Photo courtesy of nbclatino.com

Renewed concerns about students who use tablets for reading have surfaced as experts now fear the “bells and whistles” approach to enhanced ebooks are actually stunting student comprehension. At last week’s American Educational Research Association in Philadelphia, researchers Heather Ruetschlin Schugar and Jordan T. Schugar presented their findings from a study that pitted middle school students with print and digital books. The results of the subsequent testing showed a higher level of comprehension when the students read print books.

The books, created with iBooks author software, may have contained too many features like hyperlinks, images, and embedded video, leading the students to try to garner enough information about the story from the extras rather than interacting with the actual text. Other features often found in children’s ebooks include games, tactile interactions like the ability to manipulate the background, and even audio sounds that play while the student reads.
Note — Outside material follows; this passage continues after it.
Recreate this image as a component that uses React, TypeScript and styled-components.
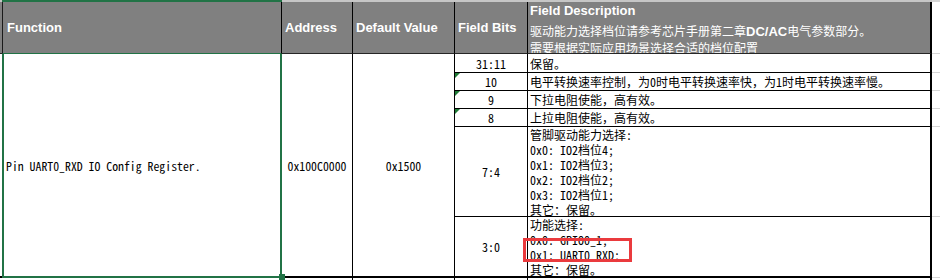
import React from 'react';
import styled, { createGlobalStyle, css } from 'styled-components';

const GlobalStyle = createGlobalStyle`
  html, body { margin: 0; padding: 0; background: #ffffff; overflow: hidden; }
  body { font-family: "Liberation Sans", Arial, sans-serif; }
`;

const GREEN = '#217346';
const HEAD_GREY = '#808080';
const EDGE_GREY = '#c6c6c6';
const LIGHT_GRID = '#d6d6d6';
const BODY_FONT = '"Noto Sans Mono CJK SC", "Noto Sans CJK SC", "DejaVu Sans Mono", monospace';

const Sheet = styled.div`
  display: grid;
  grid-template-columns: 2px 280px 71px 102px 73px 404px 1fr;
  grid-template-rows: 2px 52px 19px 18px 18px 18px 90px 61px 1fr;
  width: 940px;
  height: 280px;
  background: #ffffff;
`;

const TopEdge = styled.div<{ $selected?: boolean; $light?: boolean }>`
  background: ${(p) => (p.$selected ? GREEN : p.$light ? LIGHT_GRID : EDGE_GREY)};
`;

const HeadCell = styled.div<{ $selected?: boolean; $thick?: boolean; $blank?: boolean; $stub?: boolean }>`
  box-sizing: border-box;
  display: flex;
  align-items: center;
  padding: 0 3px;
  background: ${(p) => (p.$blank ? '#ffffff' : HEAD_GREY)};
  color: #ffffff;
  font-family: "Liberation Sans", Arial, sans-serif;
  font-weight: bold;
  font-size: 13px;
  white-space: nowrap;
  overflow: hidden;
  border-bottom: 1px solid ${(p) => (p.$blank ? LIGHT_GRID : p.$selected ? GREEN : '#262626')};
  ${(p) =>
    p.$stub
      ? css`padding: 0;`
      : !p.$blank &&
        css`border-right: ${p.$thick ? '2px' : '1px'} solid #000000;`}
  ${(p) =>
    p.$selected &&
    css`
      border-left: 1px solid #1a1a1a;
      padding-left: 4px;
    `}
`;

const DescHead = styled(HeadCell)`
  display: block;
  padding: 0 0 0 2px;
`;

const DescTitle = styled.div`
  height: 18px;
  line-height: 18px;
`;

const DescNote = styled.div`
  margin-top: 3px;
  font-family: "Noto Sans CJK SC", "Liberation Sans", sans-serif;
  font-weight: normal;
  font-size: 12px;
  line-height: 16px;
  white-space: nowrap;
`;

const Bold = styled.b`
  font-family: "Liberation Sans", Arial, sans-serif;
  font-weight: bold;
  font-size: 13px;
`;

const Stub = styled.div`
  grid-row: span 6;
  border-bottom: 2px solid #000000;
`;

const FunctionCell = styled.div`
  position: relative;
  grid-row: span 6;
  box-sizing: border-box;
  display: flex;
  align-items: center;
  padding-left: 2px;
  border-left: 2px solid ${GREEN};
  border-right: 2px solid ${GREEN};
  border-bottom: 2px solid ${GREEN};
  font-family: ${BODY_FONT};
  font-size: 11.8px;
  color: #000000;
  white-space: nowrap;
`;

const FillHandle = styled.span`
  position: absolute;
  right: -5px;
  bottom: -4px;
  width: 6px;
  height: 6px;
  background: ${GREEN};
`;

const ValueCell = styled.div`
  grid-row: span 6;
  box-sizing: border-box;
  display: flex;
  align-items: center;
  justify-content: center;
  border-right: 1px solid #000000;
  border-bottom: 2px solid #000000;
  font-family: ${BODY_FONT};
  font-size: 11.8px;
  color: #000000;
  white-space: nowrap;
`;

const BitsCell = styled.div<{ $last?: boolean; $mark?: boolean }>`
  position: relative;
  box-sizing: border-box;
  display: flex;
  align-items: center;
  justify-content: center;
  border-right: 1px solid #000000;
  border-bottom: ${(p) => (p.$last ? '2px' : '1px')} solid #000000;
  font-family: ${BODY_FONT};
  font-size: 12px;
  color: #000000;
  ${(p) =>
    p.$mark &&
    css`
      &::before {
        content: '';
        position: absolute;
        left: 0;
        top: 0;
        width: 0;
        height: 0;
        border-top: 5px solid #1f7a36;
        border-right: 5px solid transparent;
      }
    `}
`;

const DescCell = styled.div<{ $last?: boolean; $multi?: boolean }>`
  position: relative;
  box-sizing: border-box;
  display: flex;
  flex-direction: column;
  justify-content: ${(p) => (p.$multi ? 'flex-start' : 'center')};
  padding-left: 2px;
  border-right: 2px solid #000000;
  border-bottom: ${(p) => (p.$last ? '2px' : '1px')} solid #000000;
  font-family: ${BODY_FONT};
  font-size: 12px;
  color: #000000;
  white-space: nowrap;
`;

const DescLine = styled.div`
  height: 15px;
  line-height: 15px;
`;

const Callout = styled.span`
  position: absolute;
  left: -5px;
  top: 21px;
  width: 109px;
  height: 24px;
  box-sizing: border-box;
  border: 3px solid #ea3a3d;
  pointer-events: none;
`;

const SpareCell = styled.div`
  border-bottom: 1px solid ${LIGHT_GRID};
`;

const TailCell = styled.div<{ $line?: 'thin' | 'thick' | 'none' }>`
  box-sizing: border-box;
  border-right: ${(p) => (p.$line === 'thick' ? '2px solid #000000' : p.$line === 'thin' ? '1px solid #000000' : 'none')};
`;

type Field = { bits: string; lines: string[]; mark?: boolean; callout?: boolean };

const fields: Field[] = [
  { bits: '31:11', lines: ['保留。'] },
  { bits: '10', lines: ['电平转换速率控制，为0时电平转换速率快，为1时电平转换速率慢。'], mark: true },
  { bits: '9', lines: ['下拉电阻使能，高有效。'], mark: true },
  { bits: '8', lines: ['上拉电阻使能，高有效。'], mark: true },
  {
    bits: '7:4',
    lines: ['管脚驱动能力选择:', '0x0: IO2档位4;', '0x1: IO2档位3;', '0x2: IO2档位2;', '0x3: IO2档位1;', '其它：保留。'],
  },
  {
    bits: '3:0',
    lines: ['功能选择:', '0x0: GPIO0_1;', '0x1: UART0_RXD;', '其它：保留。'],
    callout: true,
  },
];

export default function App() {
  return (
    <>
      <GlobalStyle />
      <Sheet>
        <TopEdge />
        <TopEdge $selected />
        <TopEdge />
        <TopEdge />
        <TopEdge />
        <TopEdge />
        <TopEdge $light />

        <HeadCell $stub />
        <HeadCell $selected>Function</HeadCell>
        <HeadCell>Address</HeadCell>
        <HeadCell>Default Value</HeadCell>
        <HeadCell>Field Bits</HeadCell>
        <DescHead $thick>
          <DescTitle>Field Description</DescTitle>
          <DescNote>
            驱动能力选择档位请参考芯片手册第二章<Bold>DC/AC</Bold>电气参数部分。
            <br />
            需要根据实际应用场景选择合适的档位配置
          </DescNote>
        </DescHead>
        <HeadCell $blank />

        <Stub />
        <FunctionCell>
          Pin UART0_RXD IO Config Register.
          <FillHandle />
        </FunctionCell>
        <ValueCell>0x100C0000</ValueCell>
        <ValueCell>0x1500</ValueCell>
        {fields.map((f, i) => {
          const last = i === fields.length - 1;
          return (
            <React.Fragment key={f.bits}>
              <BitsCell $last={last} $mark={f.mark}>
                {f.bits}
              </BitsCell>
              <DescCell $last={last} $multi={f.lines.length > 1}>
                {f.lines.map((l) => (
                  <DescLine key={l}>{l}</DescLine>
                ))}
                {f.callout && <Callout />}
              </DescCell>
              <SpareCell />
            </React.Fragment>
          );
        })}

        <TailCell $line="none" />
        <TailCell $line="thin" />
        <TailCell $line="thin" />
        <TailCell $line="thin" />
        <TailCell $line="thin" />
        <TailCell $line="thick" />
        <TailCell $line="none" />
      </Sheet>
    </>
  );
}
Other researchers have already concluded that some students actually comprehend better when multimedia enhancements are offered alongside the text. A study reported on last week from Booktrack demonstrated that adults and older students retain more of what they read when music that fits the story plays in the background. Also, sound effects that coincide with troublesome or unfamiliar vocabulary can help language learners, such as a car horn beeping as the new word “honked” is introduced.

What researchers are now starting to notice is that there is no one-size-fits-all method for reading fluency and comprehension. Students learn in different ways, a fact that has been known among educators for decades. Features that enhance learning for one student can easily hinder it for another, so curricular decisions and opportunities need to be made available in a wide variety of formats.